In this court, the minor contends that no articulable facts supported a reasonable suspicion of misconduct. The People argue that the reasonable-suspicion standard does not apply to a detention of a student by a school official on school grounds.
II
Discussion
According to the minor, the question presented here is whether the circumstances outlined above “made the security officer aware of sufficient ‘articulable facts’ to warrant reasonable suspicion that [the minor] was committing a crime, or violating a rule designed to protect other students or to maintain order in the school, thereby justifying his detention for investigation of the offense.” He contends that the absence of facts supporting reasonable suspicion rendered his detention invalid under the Fourth Amendment, requiring suppression of the locking-blade knife found in his pocket.
To decide whether relevant evidence obtained by assertedly unlawful means must be excluded, we look exclusively to whether its suppression is *562required by the United States Constitution. (In re Lance W. (1985) 37 Cal.3d 873, 885-890 [210 Cal.Rptr. 631, 694 P.2d 744].)
A
The first question, then, is whether the minor was detained. A detention occurs “[o]nly when the officer, by means of physical force or show of authority, has in some way restrained the liberty of a citizen . . . .” (Terry v. Ohio (1968) 392 U.S. 1, 19, fn. 16 [88 S.Ct. 1868, 1879, 20 L.Ed.2d 889]; People v. Souza (1994) 9 Cal.4th 224, 229 [36 Cal.Rptr.2d 569, 885 P.2d 982].) In the general run of cases, where the police have succeeded in apprehending the suspect, there is no dispute that the suspect’s liberty has been thereby restrained. (E.g., Terry, supra, 392 U.S. at pp. 6-7 [88 S.Ct. at p. 1872] [officer grabbed defendant while he was walking down the street and spun him around]; Souza, supra, 9 Cal.4th at p. 228 [defendant was stopped while running down the street].) After all, in those cases, the defendant, in the absence of the stop, would have been free to continue on his way.

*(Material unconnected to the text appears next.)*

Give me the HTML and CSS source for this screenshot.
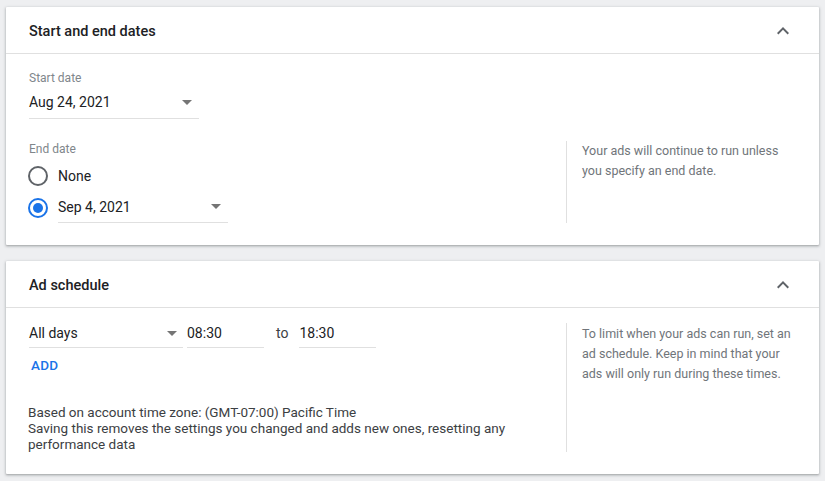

A minor at school, however, can hardly be said to be free to continue on his or her way. “Traditionally at common law, and still today, unemancipated minors lack some of the most fundamental rights of self-determination—including even the right of liberty in its narrow sense, i.e., the right to come and go at will. They are subject, even as to their physical freedom, to the control of their parents or guardians.” (Vernonia School Dist. 47J v. Acton (1995) 515 U.S. 646, 654 [115 S.Ct. 2386, 2391, 132 L.Ed.2d 564] (Vernonia).) Although the high court has rejected the notion that public schools, like private schools, exercise only parental power over their students, the power that public schools do exercise is nonetheless “custodial and tutelary, permitting a degree of supervision and control that could not be exercised over free adults.” (Id. at p. 655 [115 S.Ct. at p. 2392].)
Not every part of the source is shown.